• **WHAT IS EXPECTED**
Repeat the listing that follows, character for character, minus the pictures.

[Recorded data]

◇ ◇ ◇ ◇ ◇ ◇ ◇

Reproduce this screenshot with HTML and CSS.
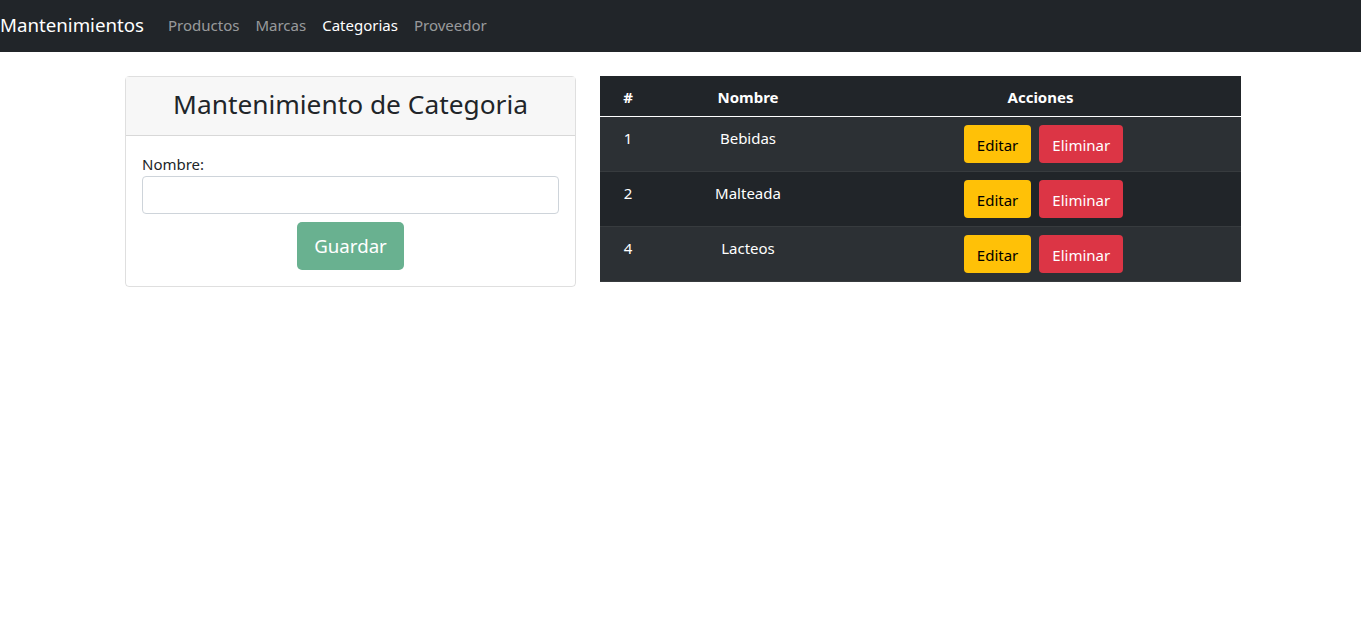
FILE: index.html
```html
<!DOCTYPE html>
<html lang="es">
<head>
<meta charset="utf-8">
<title>Mantenimientos</title>
<link rel="stylesheet" href="styles.css">
</head>
<body>
<nav class="navbar">
  <a class="brand" href="#">Mantenimientos</a>
  <ul class="nav">
    <li><a class="nav-link" href="#">Productos</a></li>
    <li><a class="nav-link" href="#">Marcas</a></li>
    <li><a class="nav-link active" href="#">Categorias</a></li>
    <li><a class="nav-link" href="#">Proveedor</a></li>
  </ul>
</nav>
<main class="content">
  <section class="card">
    <div class="card-header"><h2 class="card-title">Mantenimiento de Categoria</h2></div>
    <div class="card-body">
      <label class="form-label" for="nombre">Nombre:</label>
      <input class="form-control" id="nombre" type="text">
      <div class="actions">
        <button class="btn btn-lg btn-success" disabled>Guardar</button>
      </div>
    </div>
  </section>
  <table class="table">
    <thead>
      <tr><th class="col-id">#</th><th class="col-name">Nombre</th><th>Acciones</th></tr>
    </thead>
    <tbody>
      <tr class="odd"><td class="txt">1</td><td class="txt">Bebidas</td><td><div class="btns"><button class="btn btn-warning">Editar</button><button class="btn btn-danger">Eliminar</button></div></td></tr>
      <tr><td class="txt">2</td><td class="txt">Malteada</td><td><div class="btns"><button class="btn btn-warning">Editar</button><button class="btn btn-danger">Eliminar</button></div></td></tr>
      <tr class="odd"><td class="txt">4</td><td class="txt">Lacteos</td><td><div class="btns"><button class="btn btn-warning">Editar</button><button class="btn btn-danger">Eliminar</button></div></td></tr>
    </tbody>
  </table>
</main>
</body>
</html>
```

FILE: styles.css
```css
* { box-sizing: border-box; }
body {
  margin: 0;
  font-family: "Segoe UI", "Noto Sans", "Open Sans", sans-serif;
  font-size: 15px;
  line-height: 24px;
  color: #212529;
  background: #fff;
}
.navbar {
  height: 52px;
  padding-bottom: 2px;
  background: #212529;
  display: flex;
  align-items: center;
}
.brand {
  color: #fff;
  font-size: 18.7px;
  line-height: 30px;
  text-decoration: none;
  margin-right: 16px;
}
.nav {
  list-style: none;
  margin: 0;
  padding: 0;
  display: flex;
}
.nav-link {
  display: block;
  padding: 8px 8px;
  color: rgba(255,255,255,.55);
  text-decoration: none;
}
.nav-link.active { color: #fff; }
.content {
  display: flex;
  gap: 24px;
  padding: 24px 0 0 125px;
  align-items: flex-start;
}
.card {
  width: 451px;
  border: 1px solid rgba(0,0,0,.125);
  border-radius: 4px;
}
.card-header {
  background: #f7f7f7;
  border-bottom: 1px solid rgba(0,0,0,.125);
  padding: 6px 16px 10px;
  text-align: center;
}
.card-title {
  margin: 0;
  font-size: 26.3px;
  font-weight: 400;
  line-height: 42px;
}
.card-body {
  padding: 16px;
}
.form-label {
  display: block;
  line-height: 24px;
}
.form-control {
  display: block;
  width: 100%;
  height: 38px;
  border: 1px solid #ced4da;
  border-radius: 4px;
  font: inherit;
  padding: 6px 12px;
}
.actions {
  display: flex;
  justify-content: center;
  margin-top: 8px;
}
.btn {
  font: inherit;
  border: 1px solid transparent;
  border-radius: 4px;
  padding: 7px 12px 5px;
  line-height: 24px;
}
.btn-lg {
  font-size: 18.7px;
  padding: 8px 16px;
  line-height: 30px;
  border-radius: 5px;
}
.btn-success {
  background: #69b190;
  color: #fff;
}
.btn-warning { background: #ffc107; color: #000; }
.btn-danger { background: #dc3545; color: #fff; }
.table {
  width: 641px;
  border-collapse: collapse;
  color: #fff;
  background: #212529;
  text-align: center;
}
.table th {
  font-weight: 700;
  padding: 9px 8px 7px;
  line-height: 24px;
  border-bottom: 1px solid #fff;
}
.table td {
  padding: 8px;
  line-height: 24px;
  vertical-align: top;
  border-bottom: 1px solid #373b3e;
}
.table td.txt { padding: 9px 8px 7px; }
.table tr.odd td { background: #2c3034; }
.col-id { width: 56px; }
.col-name { width: 184px; }
.btns {
  display: flex;
  gap: 8px;
  justify-content: center;
  padding-left: 6px;
}
```
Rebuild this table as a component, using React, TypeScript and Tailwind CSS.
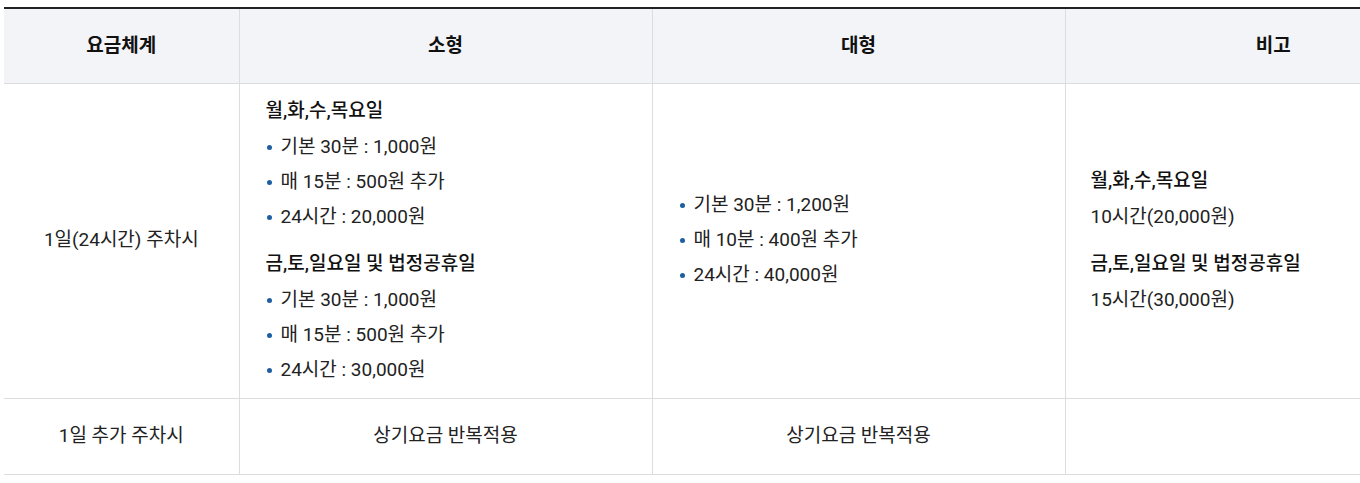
const Item = ({children}: {children: React.ReactNode}) => (
    <li className="flex items-center h-[35px]">
        <span className="w-[5px] h-[5px] rounded-full bg-[#1d5fa0] mr-[9px] ml-[1px]"/>
        <span>{children}</span>
    </li>
)

const Heading = ({children}: {children: React.ReactNode}) => (
    <p className="h-[36px] flex items-center font-medium text-[#111]">{children}</p>
)

const th = "border-l border-[#dddddd] first:border-l-0 font-semibold text-center align-middle"
const td = "border-l border-[#dddddd] first:border-l-0 align-middle"

export default function App() {
    return (
        <div className="w-[1360px] h-[483px] overflow-hidden bg-white pt-[7px] pl-[4px]"
             style={{fontFamily: 'Roboto, "Noto Sans CJK KR", sans-serif'}}>
            <table className="w-[1477px] table-fixed border-collapse text-[19px] text-[#222]">
                <colgroup>
                    <col className="w-[235px]"/>
                    <col className="w-[413px]"/>
                    <col className="w-[413px]"/>
                    <col className="w-[416px]"/>
                </colgroup>
                <thead>
                <tr className="h-[75px] bg-[#f3f4f8] border-t-2 border-[#222] border-b border-b-[#dddddd] text-[#111]">
                    <th className={th}>요금체계</th>
                    <th className={th}>소형</th>
                    <th className={th}>대형</th>
                    <th className={th}>비고</th>
                </tr>
                </thead>
                <tbody>
                <tr className="h-[315px] border-b border-[#dddddd]">
                    <td className={td + " text-center"}>1일(24시간) 주차시</td>
                    <td className={td + " px-[26px] py-[8px]"}>
                        <Heading>월,화,수,목요일</Heading>
                        <ul>
                            <Item>기본 30분 : 1,000원</Item>
                            <Item>매 15분 : 500원 추가</Item>
                            <Item>24시간 : 20,000원</Item>
                        </ul>
                        <div className="mt-[12px]"/>
                        <Heading>금,토,일요일 및 법정공휴일</Heading>
                        <ul>
                            <Item>기본 30분 : 1,000원</Item>
                            <Item>매 15분 : 500원 추가</Item>
                            <Item>24시간 : 30,000원</Item>
                        </ul>
                    </td>
                    <td className={td + " px-[26px]"}>
                        <ul>
                            <Item>기본 30분 : 1,200원</Item>
                            <Item>매 10분 : 400원 추가</Item>
                            <Item>24시간 : 40,000원</Item>
                        </ul>
                    </td>
                    <td className={td + " px-[25px]"}>
                        <Heading>월,화,수,목요일</Heading>
                        <p className="h-[35px] flex items-center">10시간(20,000원)</p>
                        <div className="mt-[12px]"/>
                        <Heading>금,토,일요일 및 법정공휴일</Heading>
                        <p className="h-[35px] flex items-center">15시간(30,000원)</p>
                    </td>
                </tr>
                <tr className="h-[76px] border-b border-[#dddddd]">
                    <td className={td + " text-center"}>1일 추가 주차시</td>
                    <td className={td + " text-center"}>상기요금 반복적용</td>
                    <td className={td + " text-center"}>상기요금 반복적용</td>
                    <td className={td}></td>
                </tr>
                </tbody>
            </table>
        </div>
    );
}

◇ ◇ ◇ ◇ ◇ ◇ ◇

• **ANSWER FOR THIS EXERCISE**
Reproduce this screenshot with HTML and CSS.
FILE: index.html
```html
<!DOCTYPE html>
<html lang="es">
<head>
<meta charset="utf-8">
<title>Mantenimientos</title>
<link rel="stylesheet" href="styles.css">
</head>
<body>
<nav class="navbar">
  <a class="brand" href="#">Mantenimientos</a>
  <ul class="nav">
    <li><a class="nav-link" href="#">Productos</a></li>
    <li><a class="nav-link" href="#">Marcas</a></li>
    <li><a class="nav-link active" href="#">Categorias</a></li>
    <li><a class="nav-link" href="#">Proveedor</a></li>
  </ul>
</nav>
<main class="content">
  <section class="card">
    <div class="card-header"><h2 class="card-title">Mantenimiento de Categoria</h2></div>
    <div class="card-body">
      <label class="form-label" for="nombre">Nombre:</label>
      <input class="form-control" id="nombre" type="text">
      <div class="actions">
        <button class="btn btn-lg btn-success" disabled>Guardar</button>
      </div>
    </div>
  </section>
  <table class="table">
    <thead>
      <tr><th class="col-id">#</th><th class="col-name">Nombre</th><th>Acciones</th></tr>
    </thead>
    <tbody>
      <tr class="odd"><td class="txt">1</td><td class="txt">Bebidas</td><td><div class="btns"><button class="btn btn-warning">Editar</button><button class="btn btn-danger">Eliminar</button></div></td></tr>
      <tr><td class="txt">2</td><td class="txt">Malteada</td><td><div class="btns"><button class="btn btn-warning">Editar</button><button class="btn btn-danger">Eliminar</button></div></td></tr>
      <tr class="odd"><td class="txt">4</td><td class="txt">Lacteos</td><td><div class="btns"><button class="btn btn-warning">Editar</button><button class="btn btn-danger">Eliminar</button></div></td></tr>
    </tbody>
  </table>
</main>
</body>
</html>
```

FILE: styles.css
```css
* { box-sizing: border-box; }
body {
  margin: 0;
  font-family: "Segoe UI", "Noto Sans", "Open Sans", sans-serif;
  font-size: 15px;
  line-height: 24px;
  color: #212529;
  background: #fff;
}
.navbar {
  height: 52px;
  padding-bottom: 2px;
  background: #212529;
  display: flex;
  align-items: center;
}
.brand {
  color: #fff;
  font-size: 18.7px;
  line-height: 30px;
  text-decoration: none;
  margin-right: 16px;
}
.nav {
  list-style: none;
  margin: 0;
  padding: 0;
  display: flex;
}
.nav-link {
  display: block;
  padding: 8px 8px;
  color: rgba(255,255,255,.55);
  text-decoration: none;
}
.nav-link.active { color: #fff; }
.content {
  display: flex;
  gap: 24px;
  padding: 24px 0 0 125px;
  align-items: flex-start;
}
.card {
  width: 451px;
  border: 1px solid rgba(0,0,0,.125);
  border-radius: 4px;
}
.card-header {
  background: #f7f7f7;
  border-bottom: 1px solid rgba(0,0,0,.125);
  padding: 6px 16px 10px;
  text-align: center;
}
.card-title {
  margin: 0;
  font-size: 26.3px;
  font-weight: 400;
  line-height: 42px;
}
.card-body {
  padding: 16px;
}
.form-label {
  display: block;
  line-height: 24px;
}
.form-control {
  display: block;
  width: 100%;
  height: 38px;
  border: 1px solid #ced4da;
  border-radius: 4px;
  font: inherit;
  padding: 6px 12px;
}
.actions {
  display: flex;
  justify-content: center;
  margin-top: 8px;
}
.btn {
  font: inherit;
  border: 1px solid transparent;
  border-radius: 4px;
  padding: 7px 12px 5px;
  line-height: 24px;
}
.btn-lg {
  font-size: 18.7px;
  padding: 8px 16px;
  line-height: 30px;
  border-radius: 5px;
}
.btn-success {
  background: #69b190;
  color: #fff;
}
.btn-warning { background: #ffc107; color: #000; }
.btn-danger { background: #dc3545; color: #fff; }
.table {
  width: 641px;
  border-collapse: collapse;
  color: #fff;
  background: #212529;
  text-align: center;
}
.table th {
  font-weight: 700;
  padding: 9px 8px 7px;
  line-height: 24px;
  border-bottom: 1px solid #fff;
}
.table td {
  padding: 8px;
  line-height: 24px;
  vertical-align: top;
  border-bottom: 1px solid #373b3e;
}
.table td.txt { padding: 9px 8px 7px; }
.table tr.odd td { background: #2c3034; }
.col-id { width: 56px; }
.col-name { width: 184px; }
.btns {
  display: flex;
  gap: 8px;
  justify-content: center;
  padding-left: 6px;
}
```
Rebuild this table as a component, using React, TypeScript and Tailwind CSS.
const Item = ({children}: {children: React.ReactNode}) => (
    <li className="flex items-center h-[35px]">
        <span className="w-[5px] h-[5px] rounded-full bg-[#1d5fa0] mr-[9px] ml-[1px]"/>
        <span>{children}</span>
    </li>
)

const Heading = ({children}: {children: React.ReactNode}) => (
    <p className="h-[36px] flex items-center font-medium text-[#111]">{children}</p>
)

const th = "border-l border-[#dddddd] first:border-l-0 font-semibold text-center align-middle"
const td = "border-l border-[#dddddd] first:border-l-0 align-middle"

export default function App() {
    return (
        <div className="w-[1360px] h-[483px] overflow-hidden bg-white pt-[7px] pl-[4px]"
             style={{fontFamily: 'Roboto, "Noto Sans CJK KR", sans-serif'}}>
            <table className="w-[1477px] table-fixed border-collapse text-[19px] text-[#222]">
                <colgroup>
                    <col className="w-[235px]"/>
                    <col className="w-[413px]"/>
                    <col className="w-[413px]"/>
                    <col className="w-[416px]"/>
                </colgroup>
                <thead>
                <tr className="h-[75px] bg-[#f3f4f8] border-t-2 border-[#222] border-b border-b-[#dddddd] text-[#111]">
                    <th className={th}>요금체계</th>
                    <th className={th}>소형</th>
                    <th className={th}>대형</th>
                    <th className={th}>비고</th>
                </tr>
                </thead>
                <tbody>
                <tr className="h-[315px] border-b border-[#dddddd]">
                    <td className={td + " text-center"}>1일(24시간) 주차시</td>
                    <td className={td + " px-[26px] py-[8px]"}>
                        <Heading>월,화,수,목요일</Heading>
                        <ul>
                            <Item>기본 30분 : 1,000원</Item>
                            <Item>매 15분 : 500원 추가</Item>
                            <Item>24시간 : 20,000원</Item>
                        </ul>
                        <div className="mt-[12px]"/>
                        <Heading>금,토,일요일 및 법정공휴일</Heading>
                        <ul>
                            <Item>기본 30분 : 1,000원</Item>
                            <Item>매 15분 : 500원 추가</Item>
                            <Item>24시간 : 30,000원</Item>
                        </ul>
                    </td>
                    <td className={td + " px-[26px]"}>
                        <ul>
                            <Item>기본 30분 : 1,200원</Item>
                            <Item>매 10분 : 400원 추가</Item>
                            <Item>24시간 : 40,000원</Item>
                        </ul>
                    </td>
                    <td className={td + " px-[25px]"}>
                        <Heading>월,화,수,목요일</Heading>
                        <p className="h-[35px] flex items-center">10시간(20,000원)</p>
                        <div className="mt-[12px]"/>
                        <Heading>금,토,일요일 및 법정공휴일</Heading>
                        <p className="h-[35px] flex items-center">15시간(30,000원)</p>
                    </td>
                </tr>
                <tr className="h-[76px] border-b border-[#dddddd]">
                    <td className={td + " text-center"}>1일 추가 주차시</td>
                    <td className={td + " text-center"}>상기요금 반복적용</td>
                    <td className={td + " text-center"}>상기요금 반복적용</td>
                    <td className={td}></td>
                </tr>
                </tbody>
            </table>
        </div>
    );
}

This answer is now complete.